Can we limit the number of span ports per bridge to a small number so that
the instead of a heap object for the SLIST a simple stack array of
MAX_SPAN_PORTS pointers could be used?
Who needs more than a handfull of spanports per veb?
> --------8<---------------8<---------------8<------------------8<--------
> diff --git a/sys/net/if_veb.c b/sys/net/if_veb.c
> index 2976cc200f1..a02dbac887f 100644
> --- a/sys/net/if_veb.c
> +++ b/sys/net/if_veb.c
> @@ -159,6 +159,11 @@ struct veb_softc {
> struct veb_ports sc_spans;
> };
>
> +struct veb_span_port {
> + SLIST_ENTRY(veb_span_port) sp_entry;
> + struct veb_port *sp_port;
> +};
> +
> #define DPRINTF(_sc, fmt...) do { \
> if (ISSET((_sc)->sc_if.if_flags, IFF_DEBUG)) \
> printf(fmt); \
> @@ -225,6 +230,7 @@ static struct if_clone veb_cloner =
> IF_CLONE_INITIALIZER("veb", veb_clone_create, veb_clone_destroy);
>
> static struct pool veb_rule_pool;
> +static struct pool span_port_pool;
>
> static int vport_clone_create(struct if_clone *, int);
> static int vport_clone_destroy(struct ifnet *);
> @@ -266,6 +272,11 @@ veb_clone_create(struct if_clone *ifc, int unit)

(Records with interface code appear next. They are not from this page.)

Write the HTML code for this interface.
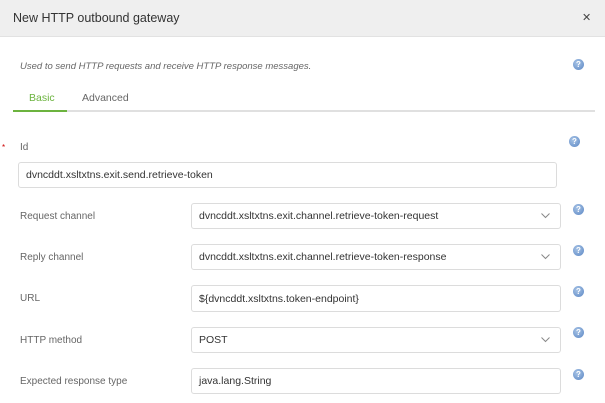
<!DOCTYPE html>
<html><head><meta charset="utf-8"><style>
*{margin:0;padding:0;box-sizing:border-box}
body{width:605px;height:403px;overflow:hidden;background:#fff;font-family:"Liberation Sans",sans-serif;color:#444;position:relative}
.hdr{position:absolute;left:0;top:0;width:605px;height:37px;background:#efefef;border-bottom:1px solid #e2e2e2}
.title{position:absolute;left:13px;top:11px;font-size:12.5px;color:#333}
.x{position:absolute;left:582px;top:11px;font-size:11px;color:#444}
.a{position:absolute;white-space:nowrap}
.desc{left:20px;top:61px;font-size:9.5px;font-style:italic;color:#666}
.lbl{font-size:10px;color:#666;left:20px}
.box{position:absolute;border:1px solid #dcdcdc;border-radius:3px;background:#fff;font-size:10.5px;color:#333;padding-left:7px;display:flex;align-items:center}
.sel svg{position:absolute;right:10px;top:50%;margin-top:-3px}
.help{position:absolute;width:11px;height:11px;border-radius:50%;background:radial-gradient(circle at 40% 35%,#a8c4e6,#5a86c4);color:#fff;font-size:8px;font-weight:bold;line-height:11px;text-align:center}
</style></head><body>
<div class="hdr"><div class="title">New HTTP outbound gateway</div><div class="x">✕</div></div>
<div class="a desc">Used to send HTTP requests and receive HTTP response messages.</div>
<div class="help" style="left:573px;top:59px">?</div>
<div class="a" style="left:29px;top:92px;font-size:10.5px;color:#6cb33f">Basic</div>
<div class="a" style="left:82px;top:92px;font-size:10.5px;color:#666">Advanced</div>
<div class="a" style="left:13px;top:110px;width:582px;height:2px;background:#e0e0e0"></div>
<div class="a" style="left:13px;top:110px;width:54px;height:2px;background:#6cb33f"></div>
<div class="a" style="left:2px;top:143px;font-size:8px;color:#c00">*</div>
<div class="a lbl" style="top:142px">Id</div>
<div class="help" style="left:569px;top:136px">?</div>
<div class="box" style="left:18px;top:162px;width:539px;height:26px">dvncddt.xsltxtns.exit.send.retrieve-token</div>

<div class="a lbl" style="top:211px">Request channel</div>
<div class="box sel" style="left:191px;top:203px;width:370px;height:26px">dvncddt.xsltxtns.exit.channel.retrieve-token-request<svg width="9" height="6"><path d="M0.5 0.5L4.5 4.5L8.5 0.5" fill="none" stroke="#888"/></svg></div>
<div class="help" style="left:573px;top:204px">?</div>

<div class="a lbl" style="top:252px">Reply channel</div>
<div class="box sel" style="left:191px;top:244px;width:370px;height:26px">dvncddt.xsltxtns.exit.channel.retrieve-token-response<svg width="9" height="6"><path d="M0.5 0.5L4.5 4.5L8.5 0.5" fill="none" stroke="#888"/></svg></div>
<div class="help" style="left:573px;top:245px">?</div>

<div class="a lbl" style="top:293px">URL</div>
<div class="box" style="left:191px;top:285px;width:370px;height:27px">${dvncddt.xsltxtns.token-endpoint}</div>
<div class="help" style="left:573px;top:286px">?</div>

<div class="a lbl" style="top:335px">HTTP method</div>
<div class="box sel" style="left:191px;top:327px;width:370px;height:26px">POST<svg width="9" height="6"><path d="M0.5 0.5L4.5 4.5L8.5 0.5" fill="none" stroke="#888"/></svg></div>
<div class="help" style="left:573px;top:327px">?</div>

<div class="a lbl" style="top:376px">Expected response type</div>
<div class="box" style="left:191px;top:368px;width:370px;height:26px">java.lang.String</div>
<div class="help" style="left:573px;top:369px">?</div>
</body></html>
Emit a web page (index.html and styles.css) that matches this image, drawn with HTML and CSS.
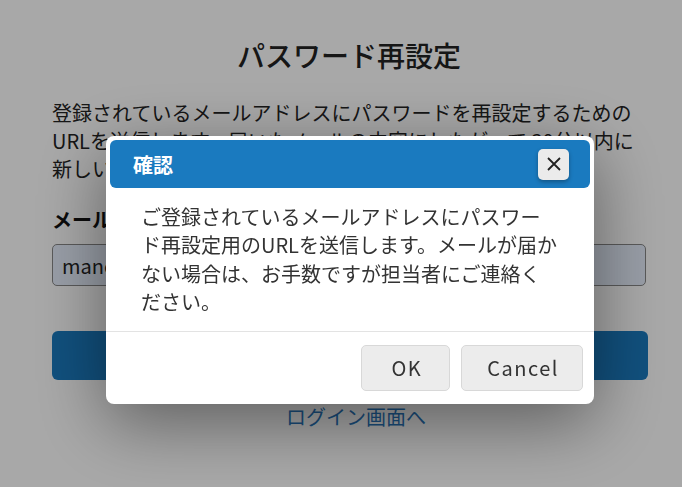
FILE: index.html
```html
<!DOCTYPE html>
<html lang="ja">
<head>
<meta charset="UTF-8">
<meta name="viewport" content="width=device-width, initial-scale=1.0">
<title>パスワード再設定</title>
<link rel="stylesheet" href="styles.css">
</head>
<body>
<div class="container">
    <h1>パスワード再設定</h1>
    <p class="lead">登録されているメールアドレスにパスワードを再設定するためのURLを送信します。届いたメールの内容にしたがって 30分以内に新しいパスワードを設定してください。</p>
    <form class="reset-form">
        <label for="email">メールアドレス</label>
        <input type="text" id="email" name="email" value="mancon@example.com">
        <button type="button" class="submit">送信する</button>
    </form>
    <a class="back-link" href="#">ログイン画面へ</a>
</div>

<div class="overlay">
    <div class="modal">
        <div class="modal-header">
            <span class="modal-title">確認</span>
            <button type="button" class="close" aria-label="閉じる">
                <svg width="14" height="14" viewBox="0 0 14 14"><path d="M1 1L13 13M13 1L1 13" stroke="#222" stroke-width="1.8" fill="none"/></svg>
            </button>
        </div>
        <div class="modal-body">ご登録されているメールアドレスにパスワード再設定用のURLを送信します。メールが届かない場合は、お手数ですが担当者にご連絡ください。</div>
        <div class="modal-footer">
            <button type="button" class="btn btn-ok">OK</button>
            <button type="button" class="btn">Cancel</button>
        </div>
    </div>
</div>
</body>
</html>
```
FILE: styles.css
```css
html {
    overflow: hidden;
}
body {
    font-family: "Noto Sans CJK JP", "Noto Sans", sans-serif;
    margin: 0;
    padding: 0;
    background-color: #fff;
    color: #333;
}
.container {
    width: 594px;
    padding: 35px 0 0 52px;
}
h1 {
    font-size: 28px;
    font-weight: 500;
    line-height: 40px;
    text-align: center;
    margin: 0 0 24px;
    color: #222;
}
.lead {
    font-size: 20px;
    line-height: 28px;
    margin: 0 0 23px;
    color: #222;
}
.reset-form label {
    display: block;
    font-size: 20px;
    font-weight: bold;
    line-height: 28px;
    margin-bottom: 10px;
    color: #111;
}
.reset-form input {
    display: block;
    width: 100%;
    height: 42px;
    padding: 0 9px;
    font-family: inherit;
    font-size: 20px;
    color: #222;
    background-color: #e8f0fe;
    border: 1px solid #888;
    border-radius: 5px;
    box-sizing: border-box;
}
.submit {
    display: block;
    width: 596px;
    height: 49px;
    margin-top: 45px;
    font-family: inherit;
    font-size: 20px;
    color: #fff;
    background-color: #1a7abf;
    border: none;
    border-radius: 6px;
}
.back-link {
    display: block;
    margin-top: 23px;
    padding-left: 14px;
    font-size: 20px;
    line-height: 28px;
    text-align: center;
    color: #2a77be;
    text-decoration: none;
}

/* dialog */
.overlay {
    position: fixed;
    inset: 0;
    background-color: rgba(0, 0, 0, 0.34);
    display: flex;
    align-items: flex-start;
    padding: 136px 0 0 106px;
}
.modal {
    width: 488px;
    background-color: #fff;
    border-radius: 8px;
    box-shadow: 0 18px 70px rgba(0, 0, 0, 0.45);
}
.modal-header {
    margin: 4px 4px 0;
    height: 48px;
    padding: 0 21px 0 23px;
    display: flex;
    align-items: center;
    justify-content: space-between;
    background-color: #1a7abf;
    border-radius: 6px;
}
.modal-title {
    font-size: 20px;
    font-weight: bold;
    color: #fff;
}
.close {
    width: 31px;
    height: 31px;
    padding: 0;
    display: flex;
    align-items: center;
    justify-content: center;
    background-color: #ebebeb;
    border: none;
    border-radius: 5px;
    box-shadow: 0 2px 4px rgba(0, 0, 0, 0.3);
}
.modal-body {
    padding: 15px 35px 14px;
    font-size: 20px;
    line-height: 28.4px;
    color: #333;
}
.modal-footer {
    border-top: 1px solid #e3e3e3;
    padding: 13px 11px 13px;
    display: flex;
    justify-content: flex-end;
    gap: 11px;
}
.btn {
    height: 46px;
    padding: 0 23px 0 25px;
    font-family: inherit;
    font-size: 20px;
    letter-spacing: 1.5px;
    color: #333;
    background-color: #ececec;
    border: 1px solid #d8d8d8;
    border-radius: 5px;
}
.btn-ok {
    min-width: 89px;
}
```
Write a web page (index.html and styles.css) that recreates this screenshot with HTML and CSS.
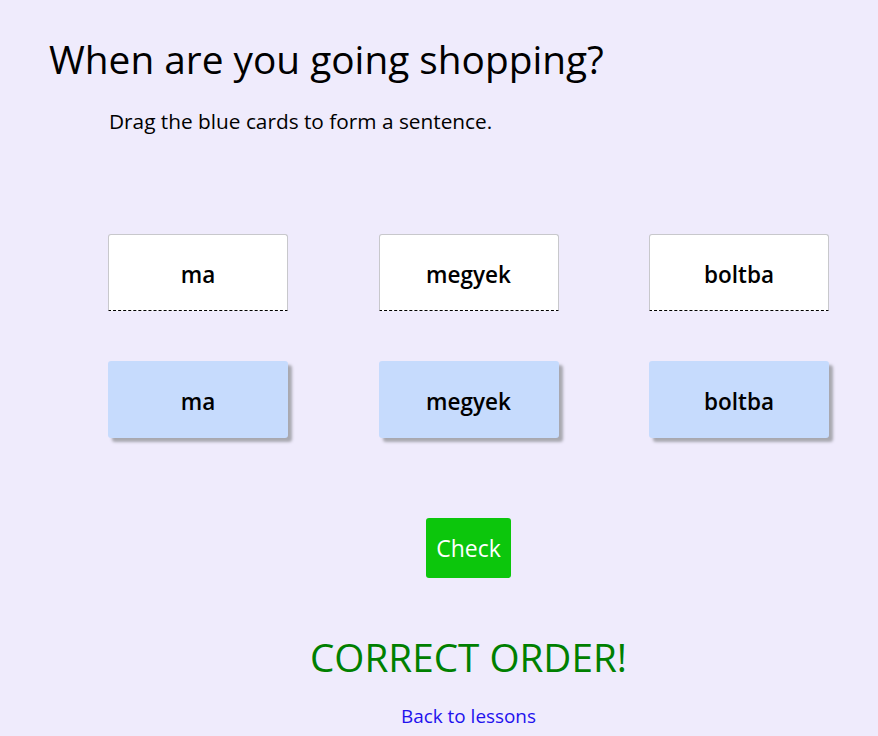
FILE: index.html
```html
<!DOCTYPE html>
<html>
<head>
<meta charset="utf-8">
<link rel="stylesheet" href="styles.css">
</head>
<body>
<div class="page">
  <h1 class="title">When are you going shopping?</h1>
  <p class="instructions">Drag the blue cards to form a sentence.</p>
  <div class="board">
    <div class="slots">
      <div class="card slot">ma</div>
      <div class="card slot">megyek</div>
      <div class="card slot">boltba</div>
    </div>
    <div class="slots">
      <div class="card word">ma</div>
      <div class="card word">megyek</div>
      <div class="card word">boltba</div>
    </div>
    <div class="actions">
      <button class="check">Check</button>
    </div>
    <div class="result">CORRECT ORDER!</div>
    <div class="back"><a href="#">Back to lessons</a></div>
  </div>
</div>
</body>
</html>
```
FILE: styles.css
```css
html, body {
  margin: 0;
  padding: 0;
  background: #efebfc;
}
body {
  font-family: "Open Sans", "Noto Sans", sans-serif;
  color: #000;
}
.page {
  padding: 35px 0 0 49px;
}
.title {
  margin: 0;
  font-size: 38.8px;
  font-weight: 400;
  line-height: 48px;
}
.instructions {
  margin: 25px 0 0 60px;
  font-size: 20.8px;
  line-height: 26px;
}
.board {
  margin-left: 59px;
  width: 721px;
  padding-top: 100px;
}
.slots {
  display: flex;
  justify-content: space-between;
  margin-bottom: 50px;
}
.card {
  width: 180px;
  height: 77px;
  box-sizing: border-box;
  display: flex;
  align-items: center;
  justify-content: center;
  font-size: 22.5px;
  font-weight: 600;
  border-radius: 3px;
  padding-top: 3px;
}
.slot {
  background: #fff;
  border: 1px solid #c8c8cc;
  border-bottom: 1px dashed #000;
  border-radius: 3px 3px 0 0;
}
.word {
  background: #c6dbfd;
  box-shadow: 4px 4px 3px #a8a8b0;
}
.actions {
  display: flex;
  justify-content: center;
  margin-top: 80px;
}
.check {
  width: 85px;
  height: 60px;
  background: #0cc60c;
  color: #fff;
  border: none;
  border-radius: 3px;
  font-family: inherit;
  font-size: 23px;
  padding: 0;
}
.result {
  text-align: center;
  color: #008000;
  font-size: 38.7px;
  line-height: 48px;
  margin-top: 55px;
}
.back {
  text-align: center;
  margin-top: 22px;
  font-size: 18.9px;
}
.back a {
  color: #2211ee;
  text-decoration: none;
}
```
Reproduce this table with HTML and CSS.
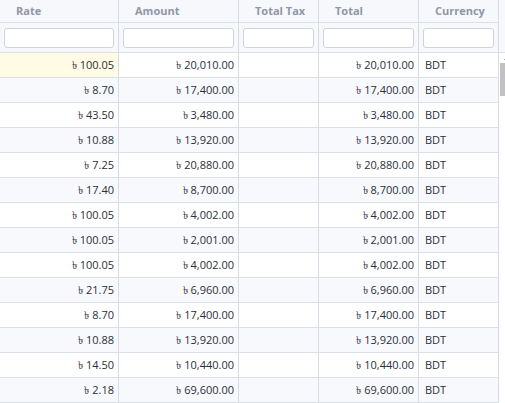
FILE: index.html
```html
<!DOCTYPE html>
<html>
<head>
<meta charset="utf-8">
<link rel="stylesheet" href="styles.css">
</head>
<body>
<div class="table">
  <div class="thead">
    <div class="hcell"><div class="title">Rate</div><div class="filter"><input type="text"></div></div>
    <div class="hcell"><div class="title">Amount</div><div class="filter"><input type="text"></div></div>
    <div class="hcell"><div class="title">Total Tax</div><div class="filter"><input type="text"></div></div>
    <div class="hcell"><div class="title">Total</div><div class="filter"><input type="text"></div></div>
    <div class="hcell"><div class="title">Currency</div><div class="filter"><input type="text"></div></div>
    <div class="hfill"></div>
  </div>
  <div class="tbody">
    <div class="rows">
      <div class="row"><div class="c num active">৳ 100.05</div><div class="c num">৳ 20,010.00</div><div class="c num"></div><div class="c num">৳ 20,010.00</div><div class="c">BDT</div></div>
      <div class="row"><div class="c num">৳ 8.70</div><div class="c num">৳ 17,400.00</div><div class="c num"></div><div class="c num">৳ 17,400.00</div><div class="c">BDT</div></div>
      <div class="row"><div class="c num">৳ 43.50</div><div class="c num">৳ 3,480.00</div><div class="c num"></div><div class="c num">৳ 3,480.00</div><div class="c">BDT</div></div>
      <div class="row"><div class="c num">৳ 10.88</div><div class="c num">৳ 13,920.00</div><div class="c num"></div><div class="c num">৳ 13,920.00</div><div class="c">BDT</div></div>
      <div class="row"><div class="c num">৳ 7.25</div><div class="c num">৳ 20,880.00</div><div class="c num"></div><div class="c num">৳ 20,880.00</div><div class="c">BDT</div></div>
      <div class="row"><div class="c num">৳ 17.40</div><div class="c num">৳ 8,700.00</div><div class="c num"></div><div class="c num">৳ 8,700.00</div><div class="c">BDT</div></div>
      <div class="row"><div class="c num">৳ 100.05</div><div class="c num">৳ 4,002.00</div><div class="c num"></div><div class="c num">৳ 4,002.00</div><div class="c">BDT</div></div>
      <div class="row"><div class="c num">৳ 100.05</div><div class="c num">৳ 2,001.00</div><div class="c num"></div><div class="c num">৳ 2,001.00</div><div class="c">BDT</div></div>
      <div class="row"><div class="c num">৳ 100.05</div><div class="c num">৳ 4,002.00</div><div class="c num"></div><div class="c num">৳ 4,002.00</div><div class="c">BDT</div></div>
      <div class="row"><div class="c num">৳ 21.75</div><div class="c num">৳ 6,960.00</div><div class="c num"></div><div class="c num">৳ 6,960.00</div><div class="c">BDT</div></div>
      <div class="row"><div class="c num">৳ 8.70</div><div class="c num">৳ 17,400.00</div><div class="c num"></div><div class="c num">৳ 17,400.00</div><div class="c">BDT</div></div>
      <div class="row"><div class="c num">৳ 10.88</div><div class="c num">৳ 13,920.00</div><div class="c num"></div><div class="c num">৳ 13,920.00</div><div class="c">BDT</div></div>
      <div class="row"><div class="c num">৳ 14.50</div><div class="c num">৳ 10,440.00</div><div class="c num"></div><div class="c num">৳ 10,440.00</div><div class="c">BDT</div></div>
      <div class="row"><div class="c num">৳ 2.18</div><div class="c num">৳ 69,600.00</div><div class="c num"></div><div class="c num">৳ 69,600.00</div><div class="c">BDT</div></div>
    </div>
    <div class="scrollbar">
      <div class="arrow"></div>
      <div class="thumb"></div>
    </div>
  </div>
</div>
</body>
</html>
```
FILE: styles.css
```css
html, body {
  margin: 0;
  padding: 0;
  background: #ffffff;
}
body {
  width: 505px;
  height: 403px;
  overflow: hidden;
  font-family: "Open Sans", "Noto Sans", "DejaVu Sans", sans-serif;
  font-size: 11px;
  color: #2a2f38;
}
.table {
  width: 505px;
  height: 403px;
  overflow: hidden;
}
.thead {
  display: grid;
  grid-template-columns: 119px 120px 80px 100px 80px 1fr;
  background: #f6f8fb;
  border-bottom: 1px solid #dbe0e7;
}
.hcell {
  border-right: 1px solid #d6dce4;
  display: flex;
  flex-direction: column;
}
.title {
  height: 22px;
  line-height: 22px;
  padding-left: 16px;
  font-weight: bold;
  color: #8f97a6;
  border-bottom: 1px solid #dbe0e7;
}
.filter {
  height: 29px;
  padding: 5px 4px 0 4px;
  box-sizing: border-box;
}
.filter input {
  display: block;
  width: 100%;
  height: 20px;
  box-sizing: border-box;
  margin: 0;
  border: 1px solid #cfd4db;
  border-radius: 3px;
  background: #ffffff;
  outline: none;
}
.tbody {
  display: flex;
}
.rows {
  width: 499px;
  flex: none;
}
.row {
  display: grid;
  grid-template-columns: 119px 120px 80px 100px 80px;
  height: 25px;
  border-bottom: 1px solid #dbe0e7;
  box-sizing: border-box;
}
.row:nth-child(even) {
  background: #f8f9fc;
}
.c {
  border-right: 1px solid #d6dce4;
  padding: 0 4px 0 6px;
  line-height: 24px;
  white-space: nowrap;
  overflow: hidden;
}
.num {
  text-align: right;
}
.active {
  background: #fffbe4;
}
.scrollbar {
  flex: none;
  width: 17px;
  height: 350px;
  background: #ffffff;
  position: relative;
}
.arrow {
  position: absolute;
  top: 4px;
  left: 5px;
  width: 0;
  height: 0;
  border-left: 3px solid transparent;
  border-right: 3px solid transparent;
  border-bottom: 3px solid #505050;
}
.thumb {
  position: absolute;
  top: 10px;
  left: 1px;
  width: 15px;
  height: 33px;
  background: #c1c1c1;
}
```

> 0, IPL_SOFTNET, 0, "vebrpl", NULL);
> }
>
> + if (span_port_pool.pr_size == 0) {
> + pool_init(&span_port_pool, sizeof(struct veb_span_port),
> + 0, IPL_SOFTNET, 0, "vebspl", NULL);
> + }
> +
> sc = malloc(sizeof(*sc), M_DEVBUF, M_WAITOK|M_ZERO|M_CANFAIL);
> if (sc == NULL)
> return (ENOMEM);
> @@ -352,22 +363,38 @@ veb_span(struct veb_softc *sc, struct mbuf *m0)
> struct veb_port *p;
> struct ifnet *ifp0;
> struct mbuf *m;
> + struct veb_span_port *sp;
> + SLIST_HEAD(, veb_span_port) span_list;
>
> + SLIST_INIT(&span_list)
> smr_read_enter();
> SMR_TAILQ_FOREACH(p, &sc->sc_spans.l_list, p_entry) {
> ifp0 = p->p_ifp0;
> if (!ISSET(ifp0->if_flags, IFF_RUNNING))
> continue;
>
> - m = m_dup_pkt(m0, max_linkhdr + ETHER_ALIGN, M_NOWAIT);
> - if (m == NULL) {
> - /* XXX count error */
> - continue;
> - }
> + sp = pool_get(&span_port_pool, PR_NOWAIT);
> + if (sp == NULL)
> + continue; /* XXX count error */
>
> - if_enqueue(ifp0, m); /* XXX count error */
> + veb_eb_brport_take(p);
> + sp->sp_port = p;
> + SLIST_INSERT_HEAD(&span_list, sp, sp_entry);
> }
> smr_read_leave();
> +
> + while (!SLIST_EMPTY(&span_list)) {
> + sp = SLIST_FIRST(&span_list);
> + SLIST_REMOVE_HEAD(&span_list, sp_entry);
> +
> + m = m_dup_pkt(m0, max_linkhdr + ETHER_ALIGN, M_NOWAIT);
> + if (m != NULL)
> + if_enqueue(sp->sp_port->p_ifp0, m);
> + /* XXX count error */
> +
> + veb_eb_brport_rele(sp->sp_port);
> + pool_put(&span_port_pool, sp);
> + }
> }
>
> static int
>
--
:wq Claudio